Sunday, 8 February 2015

Premature constitutional ejaculation

Thanks to the eagle-eyed reader who spotted a clause in Carmarthenshire County Council's constitution which deals with the hallowed practice of receiving reports at meetings of the full council. It reads as follows:

4.2 Functions of the full Council
(r) to receive reports from Committees on matters which have been
delegated to them and providing an opportunity for Members to ask
questions thereon;
(s) to receive and confirm or otherwise the recommendations of
Committees on non-executive functions not within their delegation or
which a Committee has referred to the Council for decision, to enable
Members to ask questions, propose amendments, or to pass such
resolution or resolutions thereon as may be deemed appropriate;


That seems clear enough, doesn't it?

One of the regular highlights of meetings of full council over the last couple of years has been watching the chief executive throw his toys out of the pram every time the subject of receiving reports comes up.

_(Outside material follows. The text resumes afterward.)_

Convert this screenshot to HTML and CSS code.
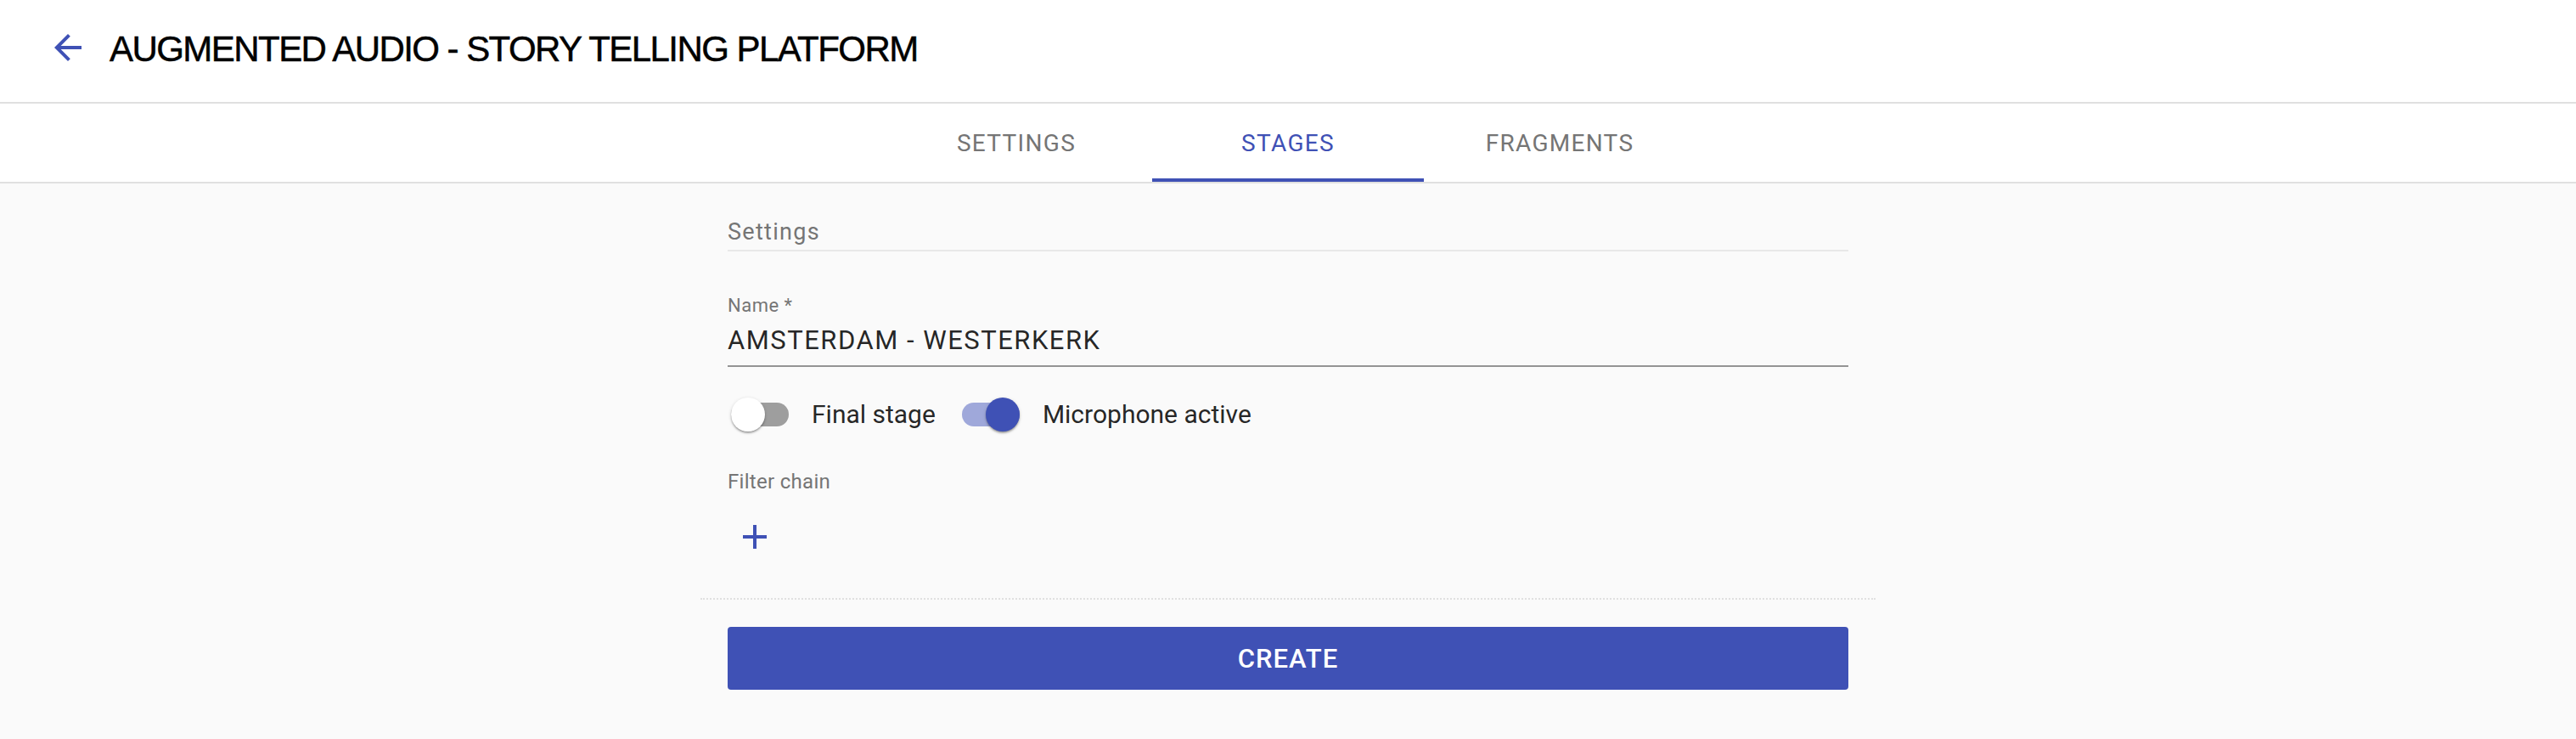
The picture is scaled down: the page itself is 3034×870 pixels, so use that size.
FILE: index.html
```html
<!DOCTYPE html>
<html lang="en">
<head>
<meta charset="utf-8">
<title>Augmented Audio - Story Telling Platform</title>
<link rel="stylesheet" href="styles.css">
</head>
<body>
<header class="appbar">
  <button class="back" aria-label="Back">
    <svg viewBox="0 0 24 24" width="48" height="48"><path d="M20 11H7.83l5.59-5.59L12 4l-8 8 8 8 1.41-1.41L7.83 13H20v-2z" fill="#3f51b5"/></svg>
  </button>
  <h1 class="title">AUGMENTED AUDIO - STORY TELLING PLATFORM</h1>
</header>
<nav class="tabs">
  <div class="tab">SETTINGS</div>
  <div class="tab active">STAGES</div>
  <div class="tab">FRAGMENTS</div>
</nav>
<main class="content">
  <section class="form">
    <div class="section-title">Settings</div>
    <div class="field">
      <label class="field-label">Name *</label>
      <div class="field-input">AMSTERDAM - WESTERKERK</div>
    </div>
    <div class="switch-row">
      <div class="control">
        <span class="switch"><span class="track"></span><span class="thumb"></span></span>
        <span class="control-label">Final stage</span>
      </div>
      <div class="control">
        <span class="switch on"><span class="track"></span><span class="thumb"></span></span>
        <span class="control-label">Microphone active</span>
      </div>
    </div>
    <div class="subtitle">Filter chain</div>
    <button class="add" aria-label="Add filter">
      <svg viewBox="0 0 24 24" width="48" height="48"><path d="M19 13h-6v6h-2v-6H5v-2h6V5h2v6h6v2z" fill="#3f51b5"/></svg>
    </button>
    <div class="divider"></div>
    <button class="create">CREATE</button>
  </section>
</main>
</body>
</html>
```
FILE: styles.css
```css
html, body {
  margin: 0;
  padding: 0;
}
body {
  background: #fafafa;
  font-family: Roboto, "Noto Sans", sans-serif;
  color: rgba(0, 0, 0, 0.87);
}
button {
  border: 0;
  background: none;
  padding: 0;
  margin: 0;
  cursor: pointer;
}
.appbar {
  height: 122px;
  box-sizing: border-box;
  padding: 0 0 4px 56px;
  background: #fff;
  border-bottom: 2px solid #e0e0e0;
  display: flex;
  align-items: center;
}
.back {
  width: 48px;
  height: 48px;
  display: block;
  margin-bottom: 4px;
}
.back svg { display: block; }
.title {
  margin: 0 0 0 25px;
  font-family: "Liberation Sans", Arial, sans-serif;
  font-weight: 400;
  font-size: 42px;
  line-height: 50px;
  letter-spacing: -1.55px;
  color: #000;
  -webkit-text-stroke: 0.5px #000;
}
.tabs {
  display: flex;
  justify-content: center;
  background: #fff;
  border-bottom: 2px solid #e0e0e0;
}
.tab {
  width: 320px;
  height: 92px;
  box-sizing: border-box;
  padding-top: 4px;
  border-bottom: 4px solid transparent;
  display: flex;
  align-items: center;
  justify-content: center;
  font-size: 28px;
  font-weight: 400;
  letter-spacing: 1.3px;
  color: #757575;
}
.tab.active {
  color: #3f51b5;
  border-bottom-color: #3f51b5;
}
.content {
  display: flex;
  justify-content: center;
}
.form {
  width: 1384px;
  box-sizing: border-box;
  padding: 39px 32px 58px;
  display: flex;
  flex-direction: column;
}
.section-title {
  font-size: 27px;
  line-height: 36px;
  letter-spacing: 1.3px;
  padding-bottom: 3px;
  color: #757575;
  border-bottom: 2px solid #e8e8e8;
}
.field {
  margin-top: 51px;
  display: flex;
  flex-direction: column;
}
.field-label {
  font-size: 22px;
  line-height: 26px;
  letter-spacing: 0.5px;
  color: #757575;
}
.field-input {
  margin-top: 8px;
  font-size: 31px;
  line-height: 40px;
  padding-bottom: 9px;
  color: rgba(0, 0, 0, 0.87);
  border-bottom: 2px solid #949494;
  letter-spacing: 1.5px;
}
.switch-row {
  margin-top: 28px;
  height: 56px;
  display: flex;
  align-items: center;
  padding-left: 4px;
}
.control {
  display: flex;
  align-items: center;
}
.control + .control {
  margin-left: 31px;
}
.switch {
  position: relative;
  width: 68px;
  height: 28px;
  display: block;
}
.track {
  display: block;
  width: 68px;
  height: 28px;
  border-radius: 14px;
  background: #9e9e9e;
}
.thumb {
  position: absolute;
  top: -6px;
  left: 0;
  width: 40px;
  height: 40px;
  border-radius: 50%;
  background: #fff;
  box-shadow: 0 2px 2px rgba(0,0,0,0.24), 0 1px 4px rgba(0,0,0,0.14), 0 2px 1px -1px rgba(0,0,0,0.12);
}
.switch.on .track {
  background: #9fa8da;
}
.switch.on .thumb {
  left: 28px;
  background: #3f51b5;
}
.control-label {
  margin-left: 27px;
  font-size: 30px;
  line-height: 40px;
  color: rgba(0, 0, 0, 0.87);
}
.subtitle {
  margin-top: 37px;
  font-size: 24px;
  line-height: 28px;
  letter-spacing: 0.3px;
  color: #757575;
}
.add {
  margin: 27px 0 0 8px;
  width: 48px;
  height: 48px;
  align-self: flex-start;
}
.add svg { display: block; }
.divider {
  margin: 48px -32px 0;
  border-top: 2px dotted #e0e0e0;
}
.create {
  margin-top: 32px;
  height: 74px;
  width: 100%;
  border-radius: 4px;
  background: #3f51b5;
  color: #fff;
  font-family: Roboto, "Noto Sans", sans-serif;
  font-size: 31px;
  font-weight: 500;
  letter-spacing: 1px;
}
```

They can't be amended, they can't be changed, and they cannot be debated, he regularly snarls, presumably quoting from a different constitution to the one everyone else has seen.

Council watchers will recall that Mr James last year dug his heels in, refusing to accept that councillors who table questions have the right to ask supplementaries.

As a compromise, supplementaries are now allowed at meetings provided councillors have gone through the ritual of suspending the relevant standing orders (which don't say that supplementary questions are banned, by the way).

This game will have to continue until such time as the council is invited to amend its constitution, probably later this year.

It seems that Mr James has decided he cannot wait that long to force through one of his pet projects to shut down discussion and questions relating to committee reports. Incredibly this latest fatwa includes reports from scrutiny committees.

Leighton will not be impressed when he hears about this.